TASK PROMPT: Leaving out every picture, retype the lines below from the top through the one that contains "const bottomRow: string[] = [...'zxcvbnm']".

DATA EXCERPT:
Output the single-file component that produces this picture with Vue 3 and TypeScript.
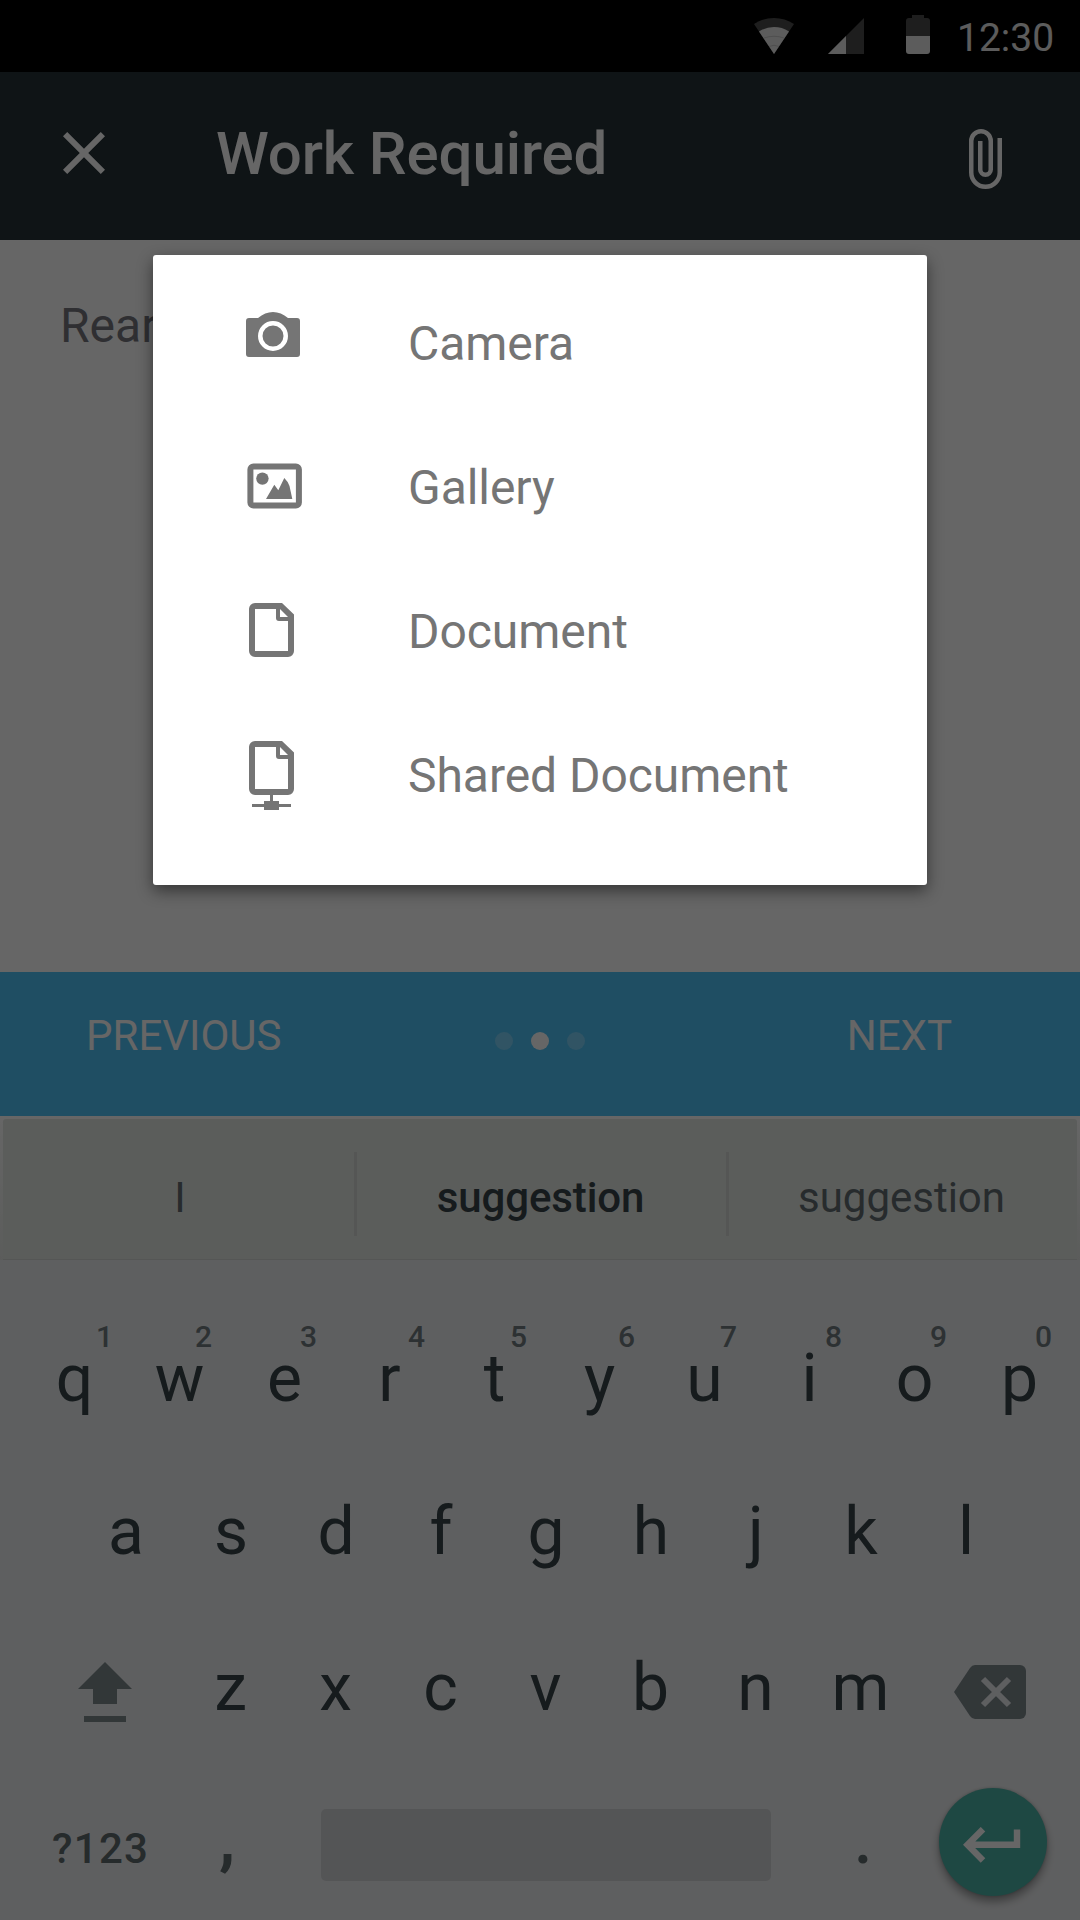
<script setup lang="ts">
interface HintKey {
  letter: string
  hint: string
  shift: number
}

interface MenuItem {
  id: string
  label: string
}

const numberRow: HintKey[] = [
  { letter: 'q', hint: '1', shift: 30 },
  { letter: 'w', hint: '2', shift: 24 },
  { letter: 'e', hint: '3', shift: 24 },
  { letter: 'r', hint: '4', shift: 27 },
  { letter: 't', hint: '5', shift: 24 },
  { letter: 'y', hint: '6', shift: 27 },
  { letter: 'u', hint: '7', shift: 24 },
  { letter: 'i', hint: '8', shift: 24 },
  { letter: 'o', hint: '9', shift: 24 },
  { letter: 'p', hint: '0', shift: 24 },
]
const homeRow: string[] = [...'asdfghjkl']
const bottomRow: string[] = [...'zxcvbnm']

const menu: MenuItem[] = [
  { id: 'camera', label: 'Camera' },
  { id: 'gallery', label: 'Gallery' },
  { id: 'document', label: 'Document' },
  { id: 'shared', label: 'Shared Document' },
]

const page =
  'M6 0H33L45 11.5V48a6 6 0 0 1-6 6H6a6 6 0 0 1-6-6V6a6 6 0 0 1 6-6Z' +
  'M6 6V48H39V18H30a3 3 0 0 1-3-3V6Z' +
  'M31 6V14H39Z'
</script>

<template>
  <div class="screen">
    <div class="status">
      <svg class="wifi" width="40" height="36" viewBox="0 0 40 36">
        <path d="M20 36L0 6Q9 0 20 0T40 6Z" fill="#4d4d4d" />
        <path d="M20 36L5 13.400Q12 9 20 9T35 13.400Z" fill="#e6e6e6" />
        <path d="M10 20Q20 16.500 30 20M15 28.500Q20 26 25 28.500" fill="none" stroke="#bdbdbd" stroke-width=".8" />
      </svg>
      <svg class="signal" width="36" height="36" viewBox="0 0 36 36">
        <path d="M0 36L36 0V36Z" fill="#4d4d4d" />
        <path d="M0 36L18 18V36Z" fill="#e6e6e6" />
      </svg>
      <svg class="battery" width="24" height="39" viewBox="0 0 24 39">
        <path d="M6 0H18V3H21a3 3 0 0 1 3 3V21H0V6a3 3 0 0 1 3-3H6Z" fill="#4d4d4d" />
        <path d="M0 21H24V36a3 3 0 0 1-3 3H3a3 3 0 0 1-3-3Z" fill="#e6e6e6" />
      </svg>
      <span class="time">12:30</span>
    </div>

    <header class="appbar">
      <svg class="close" width="42" height="42" viewBox="5 5 14 14">
        <path d="M19 6.410L17.590 5 12 10.590 6.410 5 5 6.410 10.590 12 5 17.590 6.410 19 12 13.410 17.590 19 19 17.590 13.410 12Z" fill="#fff" />
      </svg>
      <h1 class="title">Work Required</h1>
      <svg class="attach" width="33" height="60" viewBox="0 0 33 60">
        <path
          d="M30.750 9V43.500a14.250 14.250 0 0 1-28.500 0V12a9.750 9.750 0 0 1 19.500 0V40.500a5.250 5.250 0 0 1-10.500 0V12"
          fill="none" stroke="#fff" stroke-width="4.500"
        />
      </svg>
    </header>

    <main class="content">Rear</main>

    <nav class="pager">
      <span class="previous">PREVIOUS</span>
      <span class="dots"><i class="dot" /><i class="dot active" /><i class="dot" /></span>
      <span class="next">NEXT</span>
    </nav>

    <section class="suggestions">
      <div class="panel">
        <span class="word first">I</span>
        <i class="rule" />
        <span class="word main">suggestion</span>
        <i class="rule" />
        <span class="word last">suggestion</span>
      </div>
    </section>

    <section class="keyboard">
      <div class="row">
        <span v-for="k in numberRow" :key="k.letter" class="key">
          {{ k.letter }}
          <small class="hint" :style="{ left: `${k.shift + 37.5}px` }">{{ k.hint }}</small>
        </span>
      </div>
      <div class="row home">
        <span v-for="k in homeRow" :key="k" class="key">{{ k }}</span>
      </div>
      <div class="row third">
        <span class="shift">
          <svg width="54" height="60" viewBox="0 0 54 60" fill="#7d898d">
            <path d="M27 0L54 27H39V42H15V27H0ZM6 54H48V60H6Z" />
          </svg>
        </span>
        <span v-for="k in bottomRow" :key="k" class="key">{{ k }}</span>
        <span class="backspace">
          <svg width="72" height="54" viewBox="0 0 72 54">
            <path d="M21 0H66a6 6 0 0 1 6 6V48a6 6 0 0 1-6 6H21Q18 54 16 51L0 27L16 3Q18 0 21 0Z" fill="#7d898d" />
            <path d="M29 14L55 40M55 14L29 40" stroke="#ecedf0" stroke-width="6" />
          </svg>
        </span>
      </div>
      <div class="row fourth">
        <span class="symbols">?123</span>
        <span class="mark comma">,</span>
        <span class="space" />
        <span class="mark period">.</span>
        <span class="enter">
          <svg width="58" height="36" viewBox="0 0 58 36">
            <path d="M20 2.200L4.500 17.800L20 33.500M4.500 17.800H54V2.500" fill="none" stroke="#fff" stroke-width="6.400" />
          </svg>
        </span>
      </div>
    </section>

    <div class="scrim">
      <div class="dialog">
        <div v-for="item in menu" :key="item.id" class="item">
          <svg class="item-icon" width="60" height="144" viewBox="0 0 60 144" fill="#757575">
            <template v-if="item.id === 'camera'">
              <path d="M3 46H12Q19 40 27 40T42 46H51a3 3 0 0 1 3 3V82a3 3 0 0 1-3 3H3a3 3 0 0 1-3-3V49a3 3 0 0 1 3-3Z" />
              <circle cx="27" cy="64" r="12.750" fill="none" stroke="#fff" stroke-width="4.500" />
            </template>
            <template v-else-if="item.id === 'gallery'">
              <rect x="4.400" y="50.400" width="48.500" height="39.200" rx="3" fill="none" stroke="#757575" stroke-width="6" />
              <circle cx="16.400" cy="62.600" r="6.200" />
              <path d="M20 83L28.300 68.700L32.300 74.300L38.300 62Q42 65.500 43.500 70L46.300 83Z" />
            </template>
            <path v-else-if="item.id === 'document'" :d="page" transform="translate(3 43)" fill-rule="evenodd" />
            <g v-else transform="translate(3 37)">
              <path :d="page" fill-rule="evenodd" />
              <path d="M21 54H24V60H30V63H42V66H30V69H15V66H3V63H15V60H21Z" />
            </g>
          </svg>
          <span class="label">{{ item.label }}</span>
        </div>
      </div>
    </div>
  </div>
</template>

<style>
body {
  margin: 0;
  background: #666;
}
</style>

<style scoped>
.screen {
  position: relative;
  display: flex;
  flex-direction: column;
  width: 1080px;
  height: 1920px;
  overflow: hidden;
  background: #fff;
  font-family: Roboto, "Noto Sans", sans-serif;
}

svg {
  display: block;
  flex: none;
}

.status {
  display: flex;
  height: 72px;
  box-sizing: border-box;
  padding-left: 754px;
  background: #000;
}

.wifi,
.signal {
  margin-top: 18px;
}

.signal {
  margin-left: 34px;
}

.battery {
  margin: 15px 0 0 42px;
}

.time {
  margin-left: 27px;
  line-height: 77px;
  font-size: 39px;
  color: #e6e6e6;
}

.appbar {
  display: flex;
  align-items: flex-start;
  height: 168px;
  background: #263238;
}

.close {
  margin: 60px 0 0 63px;
}

.title {
  margin: 0 auto 0 111px;
  line-height: 163px;
  font-size: 60px;
  font-weight: 500;
  letter-spacing: -.1px;
  color: #fff;
}

.attach {
  margin: 57px 78px 0 0;
}

.content {
  height: 732px;
  box-sizing: border-box;
  padding: 50px 0 0 60px;
  line-height: 71px;
  font-size: 48px;
  color: #76767e;
}

.pager {
  display: flex;
  justify-content: space-between;
  height: 144px;
  box-sizing: border-box;
  padding: 0 128px 0 86px;
  background: #4fc3f7;
  line-height: 127px;
  font-size: 42px;
  color: #fff;
}

.previous,
.next {
  width: 240px;
}

.next {
  text-align: right;
}

.dots {
  display: flex;
  gap: 18px;
  margin: 60px 0 0 42px;
}

.dot {
  width: 18px;
  height: 18px;
  border-radius: 50%;
  background: #fff;
  opacity: .25;
}

.dot.active {
  opacity: 1;
}

.suggestions {
  height: 144px;
  box-sizing: border-box;
  padding: 3px 3px 0;
  background: linear-gradient(#fff, #e4e7e4);
}

.panel {
  display: flex;
  height: 141px;
  box-sizing: border-box;
  border-bottom: 1px solid #d4d6d4;
  border-radius: 3px 3px 0 0;
  background: #e3e8e4;
}

.word {
  line-height: 157px;
  font-size: 42px;
  text-align: center;
  color: #616c70;
}

.first {
  width: 351px;
  box-sizing: border-box;
  padding-left: 3px;
}

.main {
  width: 369px;
  box-sizing: border-box;
  padding-right: 2px;
  font-weight: 500;
  letter-spacing: -.1px;
  color: #374449;
}

.last {
  width: 345px;
}

.rule {
  width: 3px;
  height: 84px;
  margin-top: 33px;
  background: #d5d8d5;
}

.keyboard {
  height: 660px;
  box-sizing: border-box;
  padding-top: 42px;
  background: #eceef0;
}

.row {
  display: flex;
  height: 153px;
  padding-left: 22px;
}

.home {
  padding-left: 73.5px;
}

.key {
  position: relative;
  width: 105px;
  line-height: 153px;
  font-size: 66px;
  text-align: center;
  color: #374449;
}

.hint {
  position: absolute;
  top: 15px;
  width: 30px;
  line-height: 40px;
  font-size: 30px;
  font-weight: 500;
  color: #707c80;
}

.third {
  height: 159px;
  padding-left: 0;
}

.third .key {
  line-height: 159px;
}

.shift {
  width: 100px;
  padding: 54px 0 0 78px;
}

.backspace {
  padding: 57px 0 0 41px;
}

.fourth {
  padding-left: 52px;
  color: #5f6b6f;
}

.symbols {
  width: 159px;
  line-height: 163px;
  font-size: 42px;
  font-weight: 500;
  letter-spacing: 1.3px;
}

.mark {
  font-size: 66px;
  font-weight: 500;
  line-height: 148px;
}

.comma {
  width: 110px;
  font-weight: 700;
  line-height: 146px;
  text-indent: 8px;
}

.space {
  width: 450px;
  height: 72px;
  margin-top: 42px;
  border-radius: 5px;
  background: #d3d5d8;
}

.period {
  width: 168px;
  text-indent: 83px;
}

.enter {
  width: 108px;
  height: 108px;
  box-sizing: border-box;
  margin-top: 21px;
  padding: 39px 0 0 24px;
  border-radius: 50%;
  background: #4db3a8;
  box-shadow: 0 6px 8px rgba(0, 0, 0, .35), 0 0 3px rgba(0, 0, 0, .2);
}

.scrim {
  position: absolute;
  inset: 0;
  display: flex;
  justify-content: center;
  align-items: flex-start;
  padding-top: 255px;
  background: rgba(0, 0, 0, .6);
}

.dialog {
  width: 774px;
  height: 630px;
  box-sizing: border-box;
  padding: 17px 0 0 93px;
  border-radius: 3px;
  background: #fff;
  box-shadow: 0 6px 16px rgba(0, 0, 0, .48);
}

.item {
  display: flex;
  height: 144px;
}

.label {
  margin-left: 102px;
  line-height: 144px;
  font-size: 48px;
  letter-spacing: -.05px;
  color: #757575;
}
</style>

COMPLETE ANSWER:
Output the single-file component that produces this picture with Vue 3 and TypeScript.
<script setup lang="ts">
interface HintKey {
  letter: string
  hint: string
  shift: number
}

interface MenuItem {
  id: string
  label: string
}

const numberRow: HintKey[] = [
  { letter: 'q', hint: '1', shift: 30 },
  { letter: 'w', hint: '2', shift: 24 },
  { letter: 'e', hint: '3', shift: 24 },
  { letter: 'r', hint: '4', shift: 27 },
  { letter: 't', hint: '5', shift: 24 },
  { letter: 'y', hint: '6', shift: 27 },
  { letter: 'u', hint: '7', shift: 24 },
  { letter: 'i', hint: '8', shift: 24 },
  { letter: 'o', hint: '9', shift: 24 },
  { letter: 'p', hint: '0', shift: 24 },
]
const homeRow: string[] = [...'asdfghjkl']
const bottomRow: string[] = [...'zxcvbnm']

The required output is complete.